* _The exercise_: Only lines holding the string "component" are wanted; copy each one from the material.
[start of Listed entries]
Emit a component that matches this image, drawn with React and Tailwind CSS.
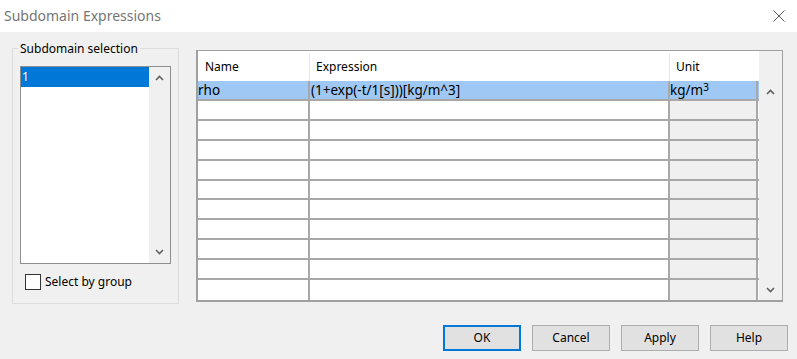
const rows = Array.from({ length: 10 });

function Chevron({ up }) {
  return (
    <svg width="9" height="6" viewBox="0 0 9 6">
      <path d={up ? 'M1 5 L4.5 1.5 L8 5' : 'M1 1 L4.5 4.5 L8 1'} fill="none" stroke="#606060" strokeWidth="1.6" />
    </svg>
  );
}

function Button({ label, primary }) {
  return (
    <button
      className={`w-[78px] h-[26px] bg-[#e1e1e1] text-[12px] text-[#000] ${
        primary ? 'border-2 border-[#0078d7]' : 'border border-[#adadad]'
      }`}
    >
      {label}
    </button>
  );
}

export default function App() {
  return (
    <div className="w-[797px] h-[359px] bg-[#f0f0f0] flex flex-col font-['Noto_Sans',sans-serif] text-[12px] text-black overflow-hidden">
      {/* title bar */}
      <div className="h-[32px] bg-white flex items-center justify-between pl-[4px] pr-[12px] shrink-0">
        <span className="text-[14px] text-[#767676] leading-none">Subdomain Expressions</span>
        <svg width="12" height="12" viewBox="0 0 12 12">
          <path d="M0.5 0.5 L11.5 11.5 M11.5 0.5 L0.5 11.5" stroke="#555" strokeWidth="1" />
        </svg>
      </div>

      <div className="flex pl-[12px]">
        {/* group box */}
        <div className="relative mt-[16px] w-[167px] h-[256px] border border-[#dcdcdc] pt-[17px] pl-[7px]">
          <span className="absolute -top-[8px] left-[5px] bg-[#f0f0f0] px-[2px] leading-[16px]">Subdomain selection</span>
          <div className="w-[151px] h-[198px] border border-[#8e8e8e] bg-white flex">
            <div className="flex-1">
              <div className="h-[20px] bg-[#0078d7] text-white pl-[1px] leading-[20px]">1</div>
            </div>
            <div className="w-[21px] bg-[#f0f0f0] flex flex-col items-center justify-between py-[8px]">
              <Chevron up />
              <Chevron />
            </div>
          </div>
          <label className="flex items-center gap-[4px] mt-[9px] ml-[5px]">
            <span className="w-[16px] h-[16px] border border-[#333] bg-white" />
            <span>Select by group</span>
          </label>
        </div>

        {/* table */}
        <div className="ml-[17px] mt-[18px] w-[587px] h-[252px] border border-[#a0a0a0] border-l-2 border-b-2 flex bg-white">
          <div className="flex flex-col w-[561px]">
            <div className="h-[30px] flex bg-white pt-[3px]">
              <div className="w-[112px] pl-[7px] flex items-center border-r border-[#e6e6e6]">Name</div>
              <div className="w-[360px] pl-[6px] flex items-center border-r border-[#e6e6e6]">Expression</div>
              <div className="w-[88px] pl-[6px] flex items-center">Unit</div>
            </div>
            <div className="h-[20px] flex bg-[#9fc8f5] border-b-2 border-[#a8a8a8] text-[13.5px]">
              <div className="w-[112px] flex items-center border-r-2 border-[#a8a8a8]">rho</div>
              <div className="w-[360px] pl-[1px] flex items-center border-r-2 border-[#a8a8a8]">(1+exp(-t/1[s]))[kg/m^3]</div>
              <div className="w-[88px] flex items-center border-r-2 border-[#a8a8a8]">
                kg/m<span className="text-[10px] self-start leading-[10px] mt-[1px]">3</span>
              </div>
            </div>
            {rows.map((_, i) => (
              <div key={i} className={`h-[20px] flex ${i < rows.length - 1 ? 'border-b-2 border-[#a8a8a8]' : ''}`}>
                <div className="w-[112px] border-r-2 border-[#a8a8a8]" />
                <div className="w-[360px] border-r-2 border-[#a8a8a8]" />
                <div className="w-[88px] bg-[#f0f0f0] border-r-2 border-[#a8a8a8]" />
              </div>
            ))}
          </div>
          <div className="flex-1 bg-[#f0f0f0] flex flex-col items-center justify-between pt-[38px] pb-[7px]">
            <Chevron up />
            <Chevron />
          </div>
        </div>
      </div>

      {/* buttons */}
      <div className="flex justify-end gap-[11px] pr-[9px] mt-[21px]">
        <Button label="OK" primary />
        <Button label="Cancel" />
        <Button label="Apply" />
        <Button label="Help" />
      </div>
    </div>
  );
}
[end of Listed entries]
[start of Listed entries]
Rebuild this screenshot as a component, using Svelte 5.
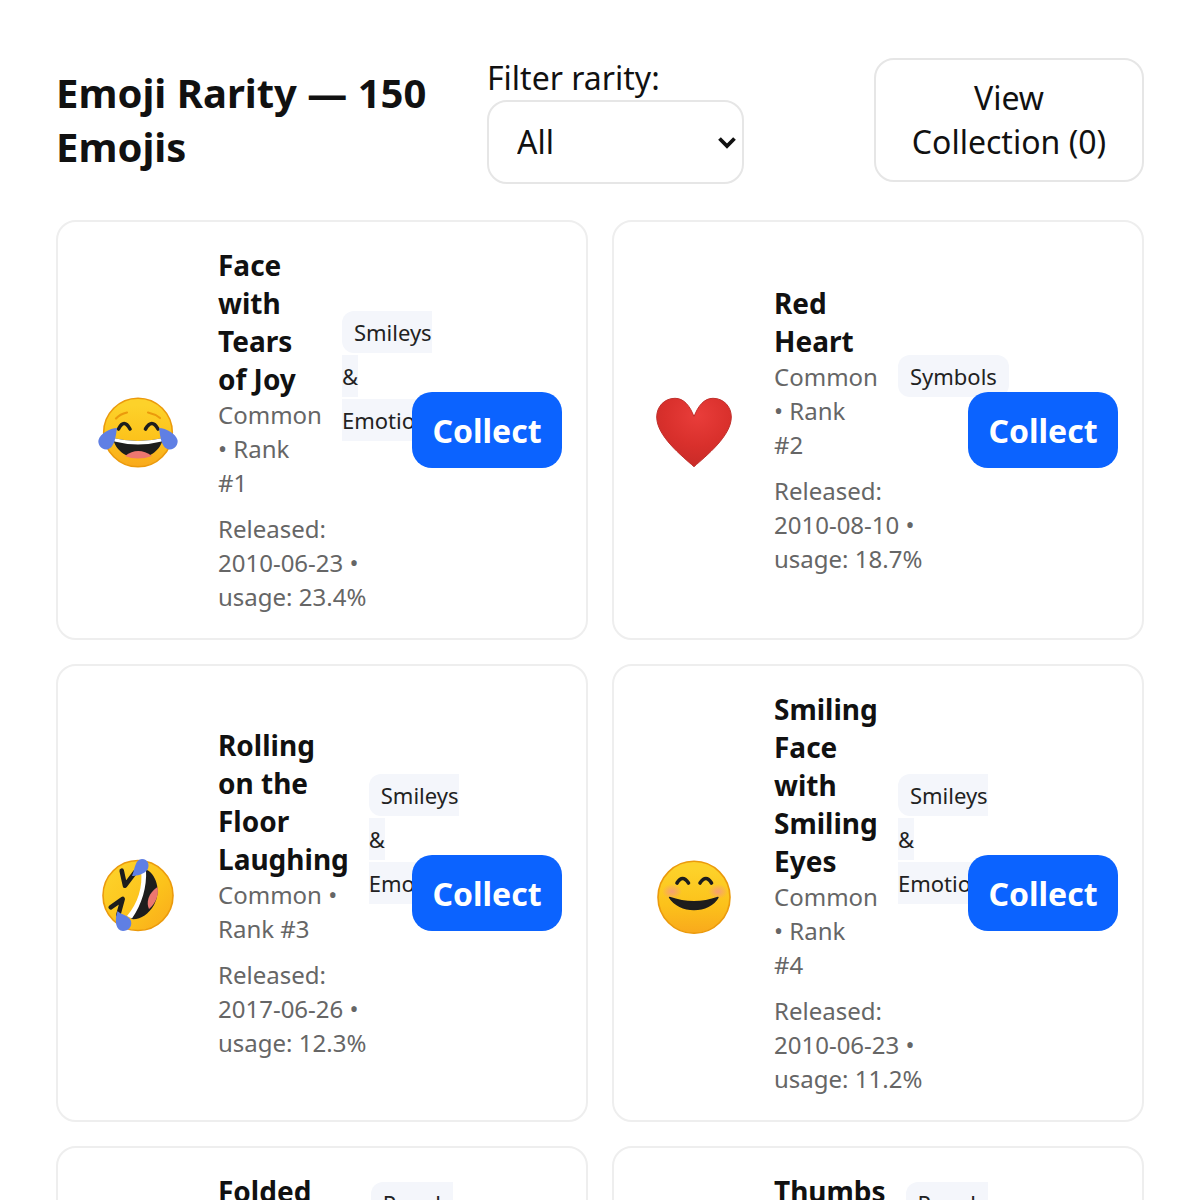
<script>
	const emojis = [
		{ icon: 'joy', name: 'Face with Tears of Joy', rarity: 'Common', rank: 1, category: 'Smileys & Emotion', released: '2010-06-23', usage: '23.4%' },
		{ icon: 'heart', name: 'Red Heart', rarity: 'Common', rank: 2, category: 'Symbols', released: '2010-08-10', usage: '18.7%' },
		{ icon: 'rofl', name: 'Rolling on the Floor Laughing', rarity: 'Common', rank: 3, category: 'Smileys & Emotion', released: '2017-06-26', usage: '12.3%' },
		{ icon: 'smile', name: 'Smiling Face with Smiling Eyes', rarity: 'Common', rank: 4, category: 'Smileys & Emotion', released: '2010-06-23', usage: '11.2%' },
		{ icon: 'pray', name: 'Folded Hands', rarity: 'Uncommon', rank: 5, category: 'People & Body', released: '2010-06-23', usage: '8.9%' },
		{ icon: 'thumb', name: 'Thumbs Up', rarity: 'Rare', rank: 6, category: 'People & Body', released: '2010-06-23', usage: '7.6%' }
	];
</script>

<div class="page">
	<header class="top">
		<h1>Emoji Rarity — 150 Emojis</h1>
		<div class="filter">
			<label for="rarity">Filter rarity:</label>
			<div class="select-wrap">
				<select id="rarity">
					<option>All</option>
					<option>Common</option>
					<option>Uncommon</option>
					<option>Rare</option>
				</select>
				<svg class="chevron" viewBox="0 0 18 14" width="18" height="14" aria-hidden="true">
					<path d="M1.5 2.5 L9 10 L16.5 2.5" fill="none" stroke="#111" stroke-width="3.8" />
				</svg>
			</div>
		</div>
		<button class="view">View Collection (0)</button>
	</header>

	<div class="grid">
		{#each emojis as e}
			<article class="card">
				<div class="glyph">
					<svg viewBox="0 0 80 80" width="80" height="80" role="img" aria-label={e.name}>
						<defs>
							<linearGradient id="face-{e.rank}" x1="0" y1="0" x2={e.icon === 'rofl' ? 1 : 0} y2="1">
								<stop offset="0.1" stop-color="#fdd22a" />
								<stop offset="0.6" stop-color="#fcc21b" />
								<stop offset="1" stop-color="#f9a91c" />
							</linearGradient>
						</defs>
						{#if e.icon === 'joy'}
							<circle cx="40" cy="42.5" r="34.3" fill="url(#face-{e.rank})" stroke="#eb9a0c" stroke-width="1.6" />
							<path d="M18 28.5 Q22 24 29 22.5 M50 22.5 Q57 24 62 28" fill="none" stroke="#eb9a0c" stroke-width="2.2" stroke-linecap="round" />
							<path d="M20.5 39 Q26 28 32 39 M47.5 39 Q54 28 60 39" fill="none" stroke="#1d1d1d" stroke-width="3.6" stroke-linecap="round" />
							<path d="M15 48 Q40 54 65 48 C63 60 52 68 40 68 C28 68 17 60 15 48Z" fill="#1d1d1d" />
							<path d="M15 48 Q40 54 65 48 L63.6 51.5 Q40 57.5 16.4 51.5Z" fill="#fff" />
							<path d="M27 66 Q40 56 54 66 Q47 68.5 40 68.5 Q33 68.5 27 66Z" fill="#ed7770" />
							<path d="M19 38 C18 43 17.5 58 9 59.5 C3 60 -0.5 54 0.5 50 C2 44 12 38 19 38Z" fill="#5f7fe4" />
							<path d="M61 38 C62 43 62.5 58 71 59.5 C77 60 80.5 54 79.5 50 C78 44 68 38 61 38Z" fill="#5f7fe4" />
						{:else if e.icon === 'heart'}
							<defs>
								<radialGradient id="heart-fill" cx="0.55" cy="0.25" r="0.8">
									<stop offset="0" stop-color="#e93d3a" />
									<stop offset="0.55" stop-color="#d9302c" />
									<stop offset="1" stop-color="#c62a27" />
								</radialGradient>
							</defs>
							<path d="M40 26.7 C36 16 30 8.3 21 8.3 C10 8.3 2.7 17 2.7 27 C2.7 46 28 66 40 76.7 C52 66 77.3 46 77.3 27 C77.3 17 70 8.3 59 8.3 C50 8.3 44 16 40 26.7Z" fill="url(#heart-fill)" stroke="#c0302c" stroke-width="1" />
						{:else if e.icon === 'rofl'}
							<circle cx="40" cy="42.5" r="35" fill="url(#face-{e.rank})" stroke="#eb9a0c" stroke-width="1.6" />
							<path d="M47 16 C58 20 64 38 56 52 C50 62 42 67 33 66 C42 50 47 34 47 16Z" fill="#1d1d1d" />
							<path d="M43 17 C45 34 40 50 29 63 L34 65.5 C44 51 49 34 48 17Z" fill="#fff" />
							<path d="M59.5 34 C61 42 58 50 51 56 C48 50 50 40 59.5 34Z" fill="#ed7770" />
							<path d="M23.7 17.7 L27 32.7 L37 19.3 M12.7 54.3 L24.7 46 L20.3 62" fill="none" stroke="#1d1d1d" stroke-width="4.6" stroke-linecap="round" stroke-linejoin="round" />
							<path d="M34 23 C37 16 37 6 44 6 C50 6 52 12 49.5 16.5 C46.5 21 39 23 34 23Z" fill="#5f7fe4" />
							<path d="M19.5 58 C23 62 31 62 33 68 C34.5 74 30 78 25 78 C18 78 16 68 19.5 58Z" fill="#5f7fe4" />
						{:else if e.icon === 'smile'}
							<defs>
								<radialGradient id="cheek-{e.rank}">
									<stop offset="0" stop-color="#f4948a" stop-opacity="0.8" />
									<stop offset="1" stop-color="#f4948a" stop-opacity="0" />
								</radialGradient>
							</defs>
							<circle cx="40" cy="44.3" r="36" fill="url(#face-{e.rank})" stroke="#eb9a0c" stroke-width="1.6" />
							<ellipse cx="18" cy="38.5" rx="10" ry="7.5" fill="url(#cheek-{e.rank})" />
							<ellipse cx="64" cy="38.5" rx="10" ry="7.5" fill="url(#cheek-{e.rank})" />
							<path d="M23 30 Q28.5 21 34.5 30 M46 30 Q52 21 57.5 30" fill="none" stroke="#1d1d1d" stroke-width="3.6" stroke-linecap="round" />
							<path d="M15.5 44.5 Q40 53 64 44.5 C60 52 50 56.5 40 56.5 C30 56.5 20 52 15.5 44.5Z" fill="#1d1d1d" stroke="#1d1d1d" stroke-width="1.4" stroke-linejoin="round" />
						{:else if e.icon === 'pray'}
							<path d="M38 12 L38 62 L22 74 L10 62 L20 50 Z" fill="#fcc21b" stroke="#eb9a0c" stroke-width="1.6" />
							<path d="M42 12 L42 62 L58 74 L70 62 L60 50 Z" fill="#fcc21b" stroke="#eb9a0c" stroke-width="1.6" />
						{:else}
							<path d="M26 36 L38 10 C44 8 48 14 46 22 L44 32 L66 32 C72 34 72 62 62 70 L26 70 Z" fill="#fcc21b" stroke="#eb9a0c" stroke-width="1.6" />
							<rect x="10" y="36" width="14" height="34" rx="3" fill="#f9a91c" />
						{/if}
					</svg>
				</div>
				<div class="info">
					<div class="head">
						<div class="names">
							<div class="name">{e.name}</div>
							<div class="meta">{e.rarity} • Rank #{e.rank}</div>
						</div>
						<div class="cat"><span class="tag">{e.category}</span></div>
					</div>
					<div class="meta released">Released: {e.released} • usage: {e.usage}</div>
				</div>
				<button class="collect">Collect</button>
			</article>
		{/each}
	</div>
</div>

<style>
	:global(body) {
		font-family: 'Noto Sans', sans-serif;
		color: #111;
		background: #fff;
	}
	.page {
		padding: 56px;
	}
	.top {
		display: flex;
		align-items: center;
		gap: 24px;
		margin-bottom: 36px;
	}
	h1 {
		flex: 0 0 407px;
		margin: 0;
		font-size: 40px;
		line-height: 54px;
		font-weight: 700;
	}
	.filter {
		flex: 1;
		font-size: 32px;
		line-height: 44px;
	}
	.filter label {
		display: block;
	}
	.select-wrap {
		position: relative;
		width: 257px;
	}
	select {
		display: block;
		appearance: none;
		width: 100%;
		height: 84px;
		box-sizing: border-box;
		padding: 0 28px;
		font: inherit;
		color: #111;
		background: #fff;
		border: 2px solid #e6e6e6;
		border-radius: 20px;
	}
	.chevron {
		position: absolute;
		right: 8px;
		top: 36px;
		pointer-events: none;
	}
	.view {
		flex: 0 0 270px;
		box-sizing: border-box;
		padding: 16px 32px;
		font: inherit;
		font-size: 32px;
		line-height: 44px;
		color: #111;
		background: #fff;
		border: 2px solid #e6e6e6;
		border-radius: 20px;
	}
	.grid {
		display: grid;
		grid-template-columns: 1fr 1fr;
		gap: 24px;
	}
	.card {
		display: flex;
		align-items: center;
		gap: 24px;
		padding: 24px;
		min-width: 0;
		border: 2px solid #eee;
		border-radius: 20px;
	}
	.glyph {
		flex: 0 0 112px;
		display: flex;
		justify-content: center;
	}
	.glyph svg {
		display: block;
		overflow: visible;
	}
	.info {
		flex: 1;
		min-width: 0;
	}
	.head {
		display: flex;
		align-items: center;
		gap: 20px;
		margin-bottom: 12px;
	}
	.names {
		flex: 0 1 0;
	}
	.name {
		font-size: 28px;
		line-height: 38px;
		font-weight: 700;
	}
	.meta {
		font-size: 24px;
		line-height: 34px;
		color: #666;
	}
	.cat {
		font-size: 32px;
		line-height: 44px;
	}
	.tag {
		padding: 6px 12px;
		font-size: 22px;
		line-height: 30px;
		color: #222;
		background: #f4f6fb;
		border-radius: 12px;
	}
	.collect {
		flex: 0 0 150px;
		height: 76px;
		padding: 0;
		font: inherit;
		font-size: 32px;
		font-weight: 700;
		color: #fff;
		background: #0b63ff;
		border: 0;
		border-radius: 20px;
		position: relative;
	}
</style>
[end of Listed entries]
* _Written solution_:
Emit a component that matches this image, drawn with React and Tailwind CSS.
Rebuild this screenshot as a component, using Svelte 5.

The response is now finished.